現在、世界の多くの国が2040年までに石油自動車の販売を禁止する声明を出しています。
2021年11月には国連気候変動枠組み条約第26回締約国会議(COP 26)が開催され、30カ国が2040年までに内燃機関車を禁止する宣言に署名しました。
2010年代にフィーチャーフォン(ガラケー)が淘汰されスマートフォンが普及したように、2040年には石油自動車が淘汰され電気自動車が普及していることでしょう。
世界的な電気自動車普及の流れは止めることができず、将来的に世界のサプライチェーンの構図が大きく変わる可能性があります。
実際、最近では米国メーカー「テスラ」や中国メーカー「NIO」が次の自動車業界をリードすると囁かれています。
現状ではアメリカや中国のメーカーが注目されていますが、実は台湾もEV事業に大きく関わることになるかもしれません。
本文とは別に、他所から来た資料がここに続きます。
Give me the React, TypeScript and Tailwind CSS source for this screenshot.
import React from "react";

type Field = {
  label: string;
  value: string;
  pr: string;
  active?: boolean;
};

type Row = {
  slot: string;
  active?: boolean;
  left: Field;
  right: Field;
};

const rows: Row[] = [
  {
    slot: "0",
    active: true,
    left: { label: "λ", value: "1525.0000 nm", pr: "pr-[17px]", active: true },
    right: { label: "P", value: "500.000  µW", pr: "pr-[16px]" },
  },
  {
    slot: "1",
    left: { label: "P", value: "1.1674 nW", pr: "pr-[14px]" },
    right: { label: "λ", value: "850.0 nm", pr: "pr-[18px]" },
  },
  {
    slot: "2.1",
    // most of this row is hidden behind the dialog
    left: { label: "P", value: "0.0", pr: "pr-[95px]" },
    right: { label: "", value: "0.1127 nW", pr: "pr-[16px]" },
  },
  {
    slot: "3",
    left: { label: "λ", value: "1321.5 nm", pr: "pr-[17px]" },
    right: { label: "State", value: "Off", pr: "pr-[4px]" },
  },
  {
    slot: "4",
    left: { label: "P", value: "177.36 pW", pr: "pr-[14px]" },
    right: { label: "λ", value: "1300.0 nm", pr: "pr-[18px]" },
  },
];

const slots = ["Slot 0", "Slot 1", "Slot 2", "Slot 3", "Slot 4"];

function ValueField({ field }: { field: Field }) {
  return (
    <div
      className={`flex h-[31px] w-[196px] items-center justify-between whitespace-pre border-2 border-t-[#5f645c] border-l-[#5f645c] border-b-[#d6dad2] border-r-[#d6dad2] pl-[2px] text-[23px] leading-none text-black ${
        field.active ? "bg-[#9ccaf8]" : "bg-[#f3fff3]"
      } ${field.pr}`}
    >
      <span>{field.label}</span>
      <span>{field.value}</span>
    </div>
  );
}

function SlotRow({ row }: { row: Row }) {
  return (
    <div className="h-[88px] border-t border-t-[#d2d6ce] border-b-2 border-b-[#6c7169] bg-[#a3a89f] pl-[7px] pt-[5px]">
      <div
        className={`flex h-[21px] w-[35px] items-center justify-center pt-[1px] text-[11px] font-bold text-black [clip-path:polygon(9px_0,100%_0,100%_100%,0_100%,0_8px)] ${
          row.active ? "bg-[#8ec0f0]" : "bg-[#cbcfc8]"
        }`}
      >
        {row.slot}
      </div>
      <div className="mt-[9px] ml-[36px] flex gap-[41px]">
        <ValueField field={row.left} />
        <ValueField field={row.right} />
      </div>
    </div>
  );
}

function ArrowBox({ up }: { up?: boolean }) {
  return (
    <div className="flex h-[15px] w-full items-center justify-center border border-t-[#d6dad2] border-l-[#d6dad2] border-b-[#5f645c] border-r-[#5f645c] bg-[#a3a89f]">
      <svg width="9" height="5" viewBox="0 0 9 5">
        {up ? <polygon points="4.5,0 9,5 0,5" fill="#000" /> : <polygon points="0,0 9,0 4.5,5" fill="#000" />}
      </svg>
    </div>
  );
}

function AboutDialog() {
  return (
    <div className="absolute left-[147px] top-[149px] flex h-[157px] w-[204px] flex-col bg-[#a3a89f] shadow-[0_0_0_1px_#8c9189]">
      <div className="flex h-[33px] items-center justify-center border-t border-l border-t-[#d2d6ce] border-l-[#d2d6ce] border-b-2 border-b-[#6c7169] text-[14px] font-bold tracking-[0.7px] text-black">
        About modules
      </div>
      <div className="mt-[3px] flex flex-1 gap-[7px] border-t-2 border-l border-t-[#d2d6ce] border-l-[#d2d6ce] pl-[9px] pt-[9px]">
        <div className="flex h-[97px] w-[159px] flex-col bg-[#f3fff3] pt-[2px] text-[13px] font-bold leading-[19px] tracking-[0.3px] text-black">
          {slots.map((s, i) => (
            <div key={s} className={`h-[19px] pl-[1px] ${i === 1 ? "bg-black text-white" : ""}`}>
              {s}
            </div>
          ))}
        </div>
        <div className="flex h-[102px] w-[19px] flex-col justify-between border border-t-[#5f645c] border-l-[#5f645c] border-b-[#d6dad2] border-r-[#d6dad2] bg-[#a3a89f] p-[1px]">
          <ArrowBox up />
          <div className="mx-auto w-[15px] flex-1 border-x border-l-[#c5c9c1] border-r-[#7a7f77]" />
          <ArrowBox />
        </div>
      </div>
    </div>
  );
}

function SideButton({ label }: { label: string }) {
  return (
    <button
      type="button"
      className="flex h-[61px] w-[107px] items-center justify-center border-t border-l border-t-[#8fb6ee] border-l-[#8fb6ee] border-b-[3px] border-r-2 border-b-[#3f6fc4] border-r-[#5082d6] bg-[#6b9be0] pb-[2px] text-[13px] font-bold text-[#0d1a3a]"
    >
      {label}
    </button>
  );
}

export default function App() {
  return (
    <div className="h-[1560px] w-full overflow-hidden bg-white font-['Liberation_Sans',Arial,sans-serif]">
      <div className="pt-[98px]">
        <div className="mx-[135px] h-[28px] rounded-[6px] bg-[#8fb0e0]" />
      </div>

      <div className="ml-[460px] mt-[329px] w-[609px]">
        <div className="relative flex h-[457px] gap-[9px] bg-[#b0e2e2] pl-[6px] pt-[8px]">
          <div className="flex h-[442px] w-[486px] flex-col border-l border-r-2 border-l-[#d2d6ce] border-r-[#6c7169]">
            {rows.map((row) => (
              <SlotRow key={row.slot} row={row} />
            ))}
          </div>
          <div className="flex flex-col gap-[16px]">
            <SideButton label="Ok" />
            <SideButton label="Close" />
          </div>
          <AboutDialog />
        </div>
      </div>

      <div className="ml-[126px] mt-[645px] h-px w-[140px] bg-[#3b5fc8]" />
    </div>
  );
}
そうです。「フォックスコン(鴻海科技)」がEV事業に進出しているのです。
フォックスコンは台湾に本社を構える世界最大のOEM(受託製造)企業です。
主にスマートフォン(iPhoneなど)や薄型テレビなどの受託生産をしています。
(日本ではシャープを買収したことでも有名ですね。)
実は今このフォックスコンが多くのEVメーカーから受注を受けているのです。
よって今回は台湾最大のOEM会社「フォックスコン(鴻海科技)」と電気自動車について触れていきたいと思います。
【目次】
2020年1月、台湾フォックスコンがフィアット・クライスラー・オートモービルズ(FCA)と提携!中国でのEV販売を目指す
画像:クライスラー公式サイトより
2020年1月、台湾フォックスコンはフィアット・クライスラー・オートモービルズ(FCA)と合弁会社を設立し、中国で電気自動車を開発・製造する計画を発表しました。
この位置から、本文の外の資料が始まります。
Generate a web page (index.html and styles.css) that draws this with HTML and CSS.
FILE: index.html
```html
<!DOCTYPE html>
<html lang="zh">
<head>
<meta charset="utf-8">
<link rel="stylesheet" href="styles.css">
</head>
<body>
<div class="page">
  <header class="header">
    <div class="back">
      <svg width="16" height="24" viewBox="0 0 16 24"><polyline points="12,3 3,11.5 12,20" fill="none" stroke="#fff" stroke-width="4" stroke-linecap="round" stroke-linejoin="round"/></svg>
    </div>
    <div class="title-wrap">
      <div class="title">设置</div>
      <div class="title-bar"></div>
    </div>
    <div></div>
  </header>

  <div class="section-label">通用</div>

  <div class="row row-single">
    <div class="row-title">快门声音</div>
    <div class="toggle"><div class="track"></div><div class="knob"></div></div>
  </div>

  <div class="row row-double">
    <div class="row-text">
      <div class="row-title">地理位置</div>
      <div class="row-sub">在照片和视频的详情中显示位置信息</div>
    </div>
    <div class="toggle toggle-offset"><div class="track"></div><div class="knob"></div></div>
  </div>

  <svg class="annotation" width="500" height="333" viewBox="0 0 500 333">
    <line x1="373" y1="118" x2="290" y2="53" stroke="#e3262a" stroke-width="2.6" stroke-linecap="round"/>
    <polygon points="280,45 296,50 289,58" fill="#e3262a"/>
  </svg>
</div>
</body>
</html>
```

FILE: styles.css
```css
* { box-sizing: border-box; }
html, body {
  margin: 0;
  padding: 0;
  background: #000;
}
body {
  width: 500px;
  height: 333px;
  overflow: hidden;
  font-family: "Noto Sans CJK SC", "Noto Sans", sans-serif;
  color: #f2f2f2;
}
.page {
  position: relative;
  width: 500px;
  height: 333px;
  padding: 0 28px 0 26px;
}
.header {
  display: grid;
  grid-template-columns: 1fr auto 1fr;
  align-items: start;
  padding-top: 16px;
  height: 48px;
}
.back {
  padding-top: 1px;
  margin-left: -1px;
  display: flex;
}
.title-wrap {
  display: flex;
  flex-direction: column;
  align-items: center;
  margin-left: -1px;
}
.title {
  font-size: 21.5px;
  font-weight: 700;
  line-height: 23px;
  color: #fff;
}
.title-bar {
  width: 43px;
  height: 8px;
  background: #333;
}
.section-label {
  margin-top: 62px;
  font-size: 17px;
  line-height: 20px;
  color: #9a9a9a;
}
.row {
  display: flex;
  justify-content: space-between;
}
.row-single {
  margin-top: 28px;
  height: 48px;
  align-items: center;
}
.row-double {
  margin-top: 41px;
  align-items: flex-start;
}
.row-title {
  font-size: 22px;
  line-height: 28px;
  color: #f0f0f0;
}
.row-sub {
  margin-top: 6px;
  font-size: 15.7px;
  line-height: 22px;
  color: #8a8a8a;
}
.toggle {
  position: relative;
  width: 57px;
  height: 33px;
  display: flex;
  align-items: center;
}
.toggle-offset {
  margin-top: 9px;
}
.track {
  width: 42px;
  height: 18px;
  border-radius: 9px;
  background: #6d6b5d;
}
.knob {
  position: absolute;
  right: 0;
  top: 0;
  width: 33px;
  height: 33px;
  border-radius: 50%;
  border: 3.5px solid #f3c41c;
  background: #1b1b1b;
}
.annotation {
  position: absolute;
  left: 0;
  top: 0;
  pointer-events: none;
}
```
フォックスコンとその子会社が合弁会社の50%株を握り、残りをFCAが保有します。まず中国市場を狙い、将来的に輸出を検討するとのことです。
台湾フォックスコンが中国浙江吉利控股集団と提携し米国向けにOEMを開始!
画像:浙江吉利控股集団公式サイトより
中国の自動車メーカー・浙江吉利控股集団と提携し、米電気自動車(EV)メーカー・ファラデー・フューチャーに生産受託サービスを提供する予定です。
2021年5月、台湾フォクスコンが米国フィスカーと提携!共同でEV開発及び生産
画像:フィスカー公式サイトより
2021年5月、フォックスコンがアメリカの新興電気自動車メーカー「フィスカー(Fisker)」との提携を発表しました。
フォックスコンは自動車の製造委託だけでなくEVの共同開発も行うとのことです。
北米、欧州、中国、インドなどを主な市場とし、4万米ドル代での安価な電気自動車の販売を計画しています。
2021年10月、台湾フォックスコンがLordstown Motors Corp.を買収!北米工場を手にする
画像:鴻海の公式サイトより
2021年10月、フォックスコンはオハイオ州にあるLordstown Motors Corp.を2.3億米ドルで買収しました。
Lordstown Motors Corp.はGMの自動車を製造している会社です。
これによりフォックスコンは北米に自動車製造工場を手に入れました。
今後は電気自動車分野のトップOEMになることを目指しています。
最後に
上でまとめた通り、フォックスコンはこれまでのOEM事業のノウハウを生かし、EV業界で存在感を高めようとしています。
2030年から2040年には石油自動車が販売禁止となるため、自動車業界のパワーバランスが大きく変わる可能性があります。
台湾・中国・アメリカのEV関連企業の連携は驚異的です。
日本人としてはなんとかして日本の伝統的な自動車メーカーに頑張ってもらいたいところですね。